Are you working internationally, through teams in different countries and wondering why things are not going as you would like? Here are 5 tips for getting better results:

1. Be Firm On The What, Flexible On The How

While the goal is the same, the starting point, local conditions are very different; therefore, the problems to be solved will be different. Test the rationale and link between the goal to be achieved and problems selected; however, leave plenty of room for variations on how to get to the final goal.

2. Be Patient And Aware Of Your Own Bias

What has worked for you personally in the past, isn’t necessarily what is right in a different cultural context. Be humble, be curious. Explore the differences and separate exotic excuses from fundamental differences important to respect since you want in the end a sustainable solution owned locally.

3. Plan For Differences In Speed

Expect that the launch across four or more countries will three times as long as you think it should. Once launched, expect that the rate of visible progress will be dramatically different; however, what appears to be lack of progress to you may well be what it takes to achieve consensus or craft together an overall concept, essential in some cultures.

4. Do Not Micro-Manage

Be sure to enroll the local country and functional leaders at the start of the project by asking “what would you like out of this initiative?” With their personal commitment you will have a much better chance of getting the best people on the project, allocating sufficient time, money and getting active sponsorship for overcoming hurdles when they surface, and they will!

5. Carefully Charter Each Team

Insist that each team write down on one piece of paper the following for their project: the problem to be solved, the business objectives to be achieved, what is in and out of scope, the linkages to other projects or initiatives, the deliverables, approach and milestones, team sponsor, members and key stakeholders.

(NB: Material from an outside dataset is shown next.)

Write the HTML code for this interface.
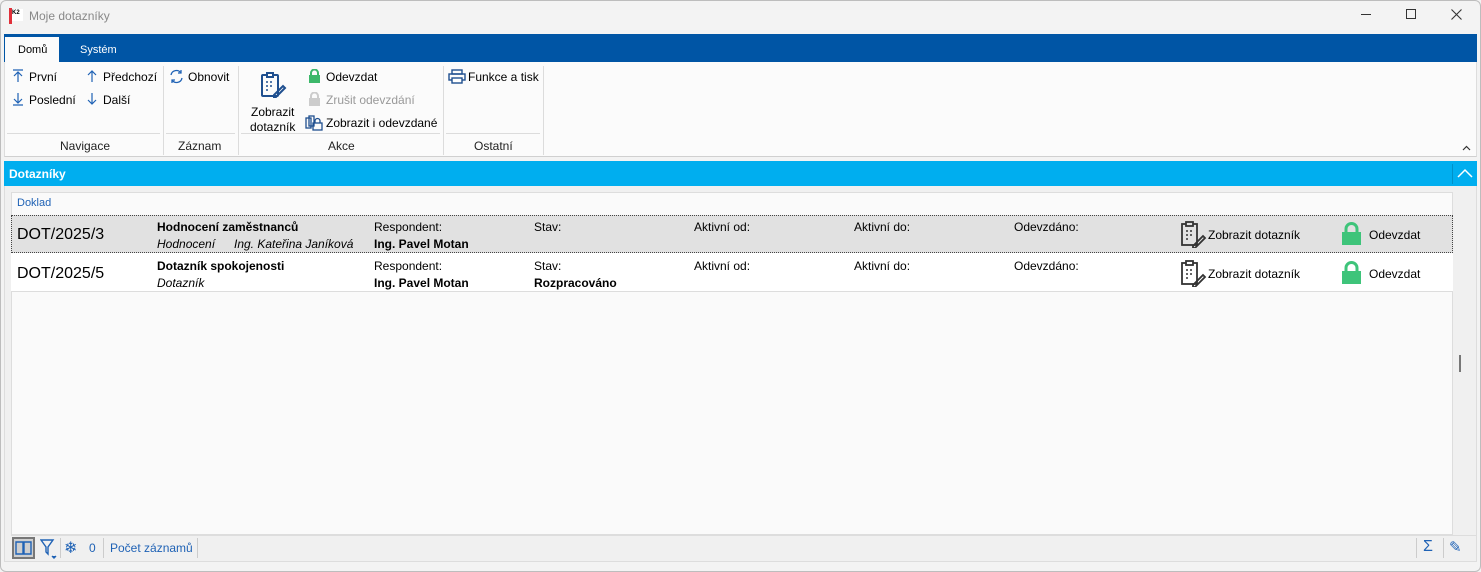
<!DOCTYPE html>
<html><head><meta charset="utf-8"><style>
*{margin:0;padding:0;box-sizing:border-box}
body{width:1481px;height:572px;overflow:hidden;background:#f3f3f3;font-family:"Liberation Sans",sans-serif;font-size:12px;color:#000;position:relative}
.a{position:absolute;white-space:nowrap}
.win{position:absolute;left:0;top:0;width:1481px;height:572px;border:1px solid #bdbdbd;border-radius:6px;background:#f3f3f3}
.sep{position:absolute;width:1px;background:#dcdcdc}
.b{font-weight:bold}
.i{font-style:italic}
.lbl{color:#222}
</style></head><body>
<div class="win"></div>
<!-- title -->
<div class="a" style="left:9px;top:8px;width:3px;height:16px;background:#e0303a"></div>
<div class="a" style="left:12px;top:9px;width:11px;height:12px;background:#fff;font-size:6px;font-weight:bold;line-height:8px">K2</div>
<div class="a" style="left:29px;top:9px;color:#888;font-size:12px">Moje dotazníky</div>
<div class="a" style="left:1361px;top:14px;width:10px;height:1px;background:#333"></div>
<div class="a" style="left:1406px;top:9px;width:10px;height:10px;border:1px solid #333"></div>
<svg class="a" style="left:1451px;top:9px" width="11" height="11"><path d="M0.5 0.5l10 10M10.5 0.5l-10 10" stroke="#333" stroke-width="1.1"/></svg>
<!-- tabs -->
<div class="a" style="left:4px;top:34px;width:1473px;height:28px;background:#0055a5"></div>
<div class="a" style="left:5px;top:37px;width:54px;height:25px;background:#fbfbfb"></div>
<div class="a" style="left:18px;top:44px;font-size:11px">Domů</div>
<div class="a" style="left:80px;top:44px;font-size:11px;color:#fff">Systém</div>
<!-- ribbon -->
<div class="a" style="left:4px;top:62px;width:1473px;height:95px;background:#fbfbfb;border-bottom:1px solid #d0d0d0;border-left:1px solid #ddd;border-right:1px solid #ddd"></div>
<div class="sep" style="left:163px;top:66px;height:89px"></div>
<div class="sep" style="left:238px;top:66px;height:89px"></div>
<div class="sep" style="left:443px;top:66px;height:89px"></div>
<div class="sep" style="left:543px;top:66px;height:89px"></div>
<div class="a" style="left:7px;top:133px;width:153px;height:1px;background:#dcdcdc"></div>
<div class="a" style="left:166px;top:133px;width:69px;height:1px;background:#dcdcdc"></div>
<div class="a" style="left:241px;top:133px;width:199px;height:1px;background:#dcdcdc"></div>
<div class="a" style="left:446px;top:133px;width:94px;height:1px;background:#dcdcdc"></div>
<svg class="a" style="left:12px;top:69px" width="12" height="14" fill="none" stroke="#1f62b5" stroke-width="1.2"><path d="M1 1h10M6 13V3M2 7l4-4 4 4"/></svg><div class="a" style="left:29px;top:70px">První</div>
<svg class="a" style="left:86px;top:69px" width="12" height="14" fill="none" stroke="#1f62b5" stroke-width="1.2"><path d="M6 13V2M2 6l4-4 4 4"/></svg><div class="a" style="left:103px;top:70px">Předchozí</div>
<svg class="a" style="left:12px;top:92px" width="12" height="14" fill="none" stroke="#1f62b5" stroke-width="1.2"><path d="M1 13h10M6 1v10M2 7l4 4 4-4"/></svg><div class="a" style="left:29px;top:93px">Poslední</div>
<svg class="a" style="left:86px;top:92px" width="12" height="14" fill="none" stroke="#1f62b5" stroke-width="1.2"><path d="M6 1v11M2 8l4 4 4-4"/></svg><div class="a" style="left:103px;top:93px">Další</div>
<svg class="a" style="left:169px;top:69px" width="15" height="15" fill="none" stroke="#1f62b5" stroke-width="1.3"><path d="M2 6a5.5 5.5 0 0 1 10-2M13 9a5.5 5.5 0 0 1-10 2"/><path d="M12 1v3H9M3 14v-3h3"/></svg><div class="a" style="left:188px;top:70px">Obnovit</div>
<svg class="a" style="left:259px;top:71px" width="28" height="28" viewBox="0 0 28 28" fill="none" stroke="#1f4f8f" stroke-width="2"><rect x="3" y="4" width="16" height="21" rx="1"/><rect x="8" y="2" width="6" height="4" fill="#fff"/><path d="M7 11h2M11 11h2M7 15h2M11 15h2M7 19h2" stroke-width="1.5"/><path d="M15 24l9-9 2 2-9 9h-2z"/></svg>
<div class="a" style="left:250px;top:105px;text-align:center;line-height:15px">Zobrazit<br>dotazník</div>
<svg class="a" style="left:308px;top:69px" width="13" height="14"><path d="M3 6V4a3.5 3.5 0 0 1 7 0v2" stroke="#3cb86a" stroke-width="2" fill="none"/><rect x="1" y="6" width="11" height="8" fill="#3cb86a"/></svg>
<div class="a" style="left:326px;top:70px">Odevzdat</div>
<svg class="a" style="left:308px;top:92px" width="13" height="14"><path d="M3 6V4a3.5 3.5 0 0 1 7 0v2" stroke="#ccc" stroke-width="2" fill="none"/><rect x="1" y="6" width="11" height="8" fill="#ccc"/></svg>
<div class="a" style="left:326px;top:93px;color:#999">Zrušit odevzdání</div>
<svg class="a" style="left:305px;top:115px" width="18" height="16" fill="none" stroke="#1f4f8f" stroke-width="1.3"><rect x="1" y="3" width="5" height="10"/><rect x="4" y="1" width="5" height="10"/><path d="M10 8V6a2.5 2.5 0 0 1 5 0v2"/><rect x="8" y="8" width="9" height="7"/></svg>
<div class="a" style="left:326px;top:116px">Zobrazit i odevzdané</div>
<svg class="a" style="left:448px;top:69px" width="18" height="15" fill="none" stroke="#1f4f8f" stroke-width="1.4"><rect x="4" y="1" width="10" height="4"/><rect x="1" y="5" width="16" height="6"/><rect x="4" y="9" width="10" height="5" fill="#fff"/></svg>
<div class="a" style="left:468px;top:70px">Funkce a tisk</div>
<div class="a lbl" style="left:60px;top:139px">Navigace</div>
<div class="a lbl" style="left:178px;top:139px">Záznam</div>
<div class="a lbl" style="left:328px;top:139px">Akce</div>
<div class="a lbl" style="left:474px;top:139px">Ostatní</div>
<svg class="a" style="left:1462px;top:145px" width="9" height="6"><path d="M1 5l3.5-3.5L8 5" stroke="#333" stroke-width="1.2" fill="none"/></svg>
<!-- cyan header -->
<div class="a" style="left:4px;top:161px;width:1473px;height:25px;background:#00aeef"></div>
<div class="a b" style="left:9px;top:167px;color:#fff;font-size:12px">Dotazníky</div>
<div class="a" style="left:1452px;top:164px;width:1px;height:20px;background:#0091c8"></div>
<svg class="a" style="left:1457px;top:168px" width="16" height="10"><path d="M1 9L8 2l7 7" stroke="#fff" stroke-width="1.5" fill="none"/></svg>
<!-- content -->
<div class="a" style="left:4px;top:186px;width:1473px;height:376px;background:#f0f0f0;border:1px solid #ddd;border-top:none"></div>
<div class="a" style="left:11px;top:192px;width:1442px;height:343px;background:#fafafa;border:1px solid #ddd"></div>
<div class="a" style="left:17px;top:197px;color:#1f62b5;font-size:11px">Doklad</div>
<div class="a" style="left:11px;top:215px;width:1442px;height:38px;background:#e1e1e1;border:1px dotted #444"></div>
<div class="a" style="left:11px;top:253px;width:1442px;height:39px;background:#fff;border-bottom:1px solid #ddd"></div>
<div class="a" style="left:17px;top:226px;font-size:16px">DOT/2025/3</div>
<div class="a" style="left:17px;top:265px;font-size:16px">DOT/2025/5</div>
<div class="a b" style="left:157px;top:220px">Hodnocení zaměstnanců</div>
<div class="a i" style="left:157px;top:237px">Hodnocení</div>
<div class="a i" style="left:234px;top:237px">Ing. Kateřina Janíková</div>
<div class="a b" style="left:157px;top:259px">Dotazník spokojenosti</div>
<div class="a i" style="left:157px;top:276px">Dotazník</div>
<div class="a" style="left:374px;top:220px">Respondent:</div><div class="a b" style="left:374px;top:237px">Ing. Pavel Motan</div>
<div class="a" style="left:374px;top:259px">Respondent:</div><div class="a b" style="left:374px;top:276px">Ing. Pavel Motan</div>
<div class="a" style="left:534px;top:220px">Stav:</div>
<div class="a" style="left:534px;top:259px">Stav:</div><div class="a b" style="left:534px;top:276px">Rozpracováno</div>
<div class="a" style="left:694px;top:220px">Aktivní od:</div><div class="a" style="left:694px;top:259px">Aktivní od:</div>
<div class="a" style="left:854px;top:220px">Aktivní do:</div><div class="a" style="left:854px;top:259px">Aktivní do:</div>
<div class="a" style="left:1014px;top:220px">Odevzdáno:</div><div class="a" style="left:1014px;top:259px">Odevzdáno:</div>
<svg class="a" style="left:1180px;top:220px" width="28" height="28" fill="none" stroke="#333" stroke-width="1.8"><rect x="2" y="4" width="15" height="21"/><rect x="6" y="2" width="7" height="4" fill="#e1e1e1"/><path d="M6 11h2M10 11h2M6 15h2M10 15h2M6 19h2" stroke-width="1.4"/><path d="M13 26l10-10 2 2-10 10h-2z"/></svg>
<svg class="a" style="left:1180px;top:259px" width="28" height="28" fill="none" stroke="#333" stroke-width="1.8"><rect x="2" y="4" width="15" height="21"/><rect x="6" y="2" width="7" height="4" fill="#fff"/><path d="M6 11h2M10 11h2M6 15h2M10 15h2M6 19h2" stroke-width="1.4"/><path d="M13 26l10-10 2 2-10 10h-2z"/></svg>
<div class="a" style="left:1208px;top:228px">Zobrazit dotazník</div>
<div class="a" style="left:1208px;top:267px">Zobrazit dotazník</div>
<svg class="a" style="left:1341px;top:222px" width="21" height="23"><path d="M5 10V7a5.5 5.5 0 0 1 11 0v3" stroke="#3ec47a" stroke-width="3" fill="none"/><rect x="1" y="10" width="19" height="13" fill="#3ec47a"/></svg>
<svg class="a" style="left:1341px;top:261px" width="21" height="23"><path d="M5 10V7a5.5 5.5 0 0 1 11 0v3" stroke="#3ec47a" stroke-width="3" fill="none"/><rect x="1" y="10" width="19" height="13" fill="#3ec47a"/></svg>
<div class="a" style="left:1369px;top:228px">Odevzdat</div>
<div class="a" style="left:1369px;top:267px">Odevzdat</div>
<div class="a" style="left:1459px;top:355px;width:2px;height:17px;background:#777"></div>
<!-- footer -->
<div class="a" style="left:11px;top:535px;width:1466px;height:1px;background:#ddd"></div>
<div class="a" style="left:12px;top:537px;width:23px;height:22px;background:#cfcfcf;border:2px solid #777"></div>
<svg class="a" style="left:15px;top:541px" width="18" height="14" fill="none" stroke="#1f62b5" stroke-width="1.4"><path d="M1 1h7v12H1zM9 1h7v12H9z"/></svg>
<svg class="a" style="left:40px;top:539px" width="18" height="20" fill="none" stroke="#1f62b5" stroke-width="1.4"><path d="M1 1h12L8 8v7L6 13V8z"/><path d="M12 17l2 2 2-2" fill="#1f62b5"/></svg>
<div class="a" style="left:60px;top:538px;width:1px;height:20px;background:#ccc"></div>
<div class="a" style="left:64px;top:538px;color:#1f62b5;font-size:16px">❄</div>
<div class="a" style="left:89px;top:541px;color:#1f62b5">0</div>
<div class="a" style="left:103px;top:538px;width:1px;height:20px;background:#ccc"></div>
<div class="a" style="left:110px;top:541px;color:#1f62b5">Počet záznamů</div>
<div class="a" style="left:197px;top:538px;width:1px;height:20px;background:#ccc"></div>
<div class="a" style="left:1416px;top:538px;width:1px;height:20px;background:#ccc"></div>
<div class="a" style="left:1423px;top:538px;color:#1f62b5;font-size:16px">Σ</div>
<div class="a" style="left:1443px;top:538px;width:1px;height:20px;background:#ccc"></div>
<div class="a" style="left:1449px;top:538px;color:#1f62b5;font-size:15px">✎</div>
</body></html>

Cultural differences are a natural, normal, exciting and a fun aspect of working internationally once they are understood and appreciated. The fundamentals of effective collaboration in a team are universal: a common goal, accepted roles, agreed ways of working, open and regular communication within the team and with their stakeholders. It is the personal engagement and commitment of local country and functional leaders that is the biggest single ingredient for success.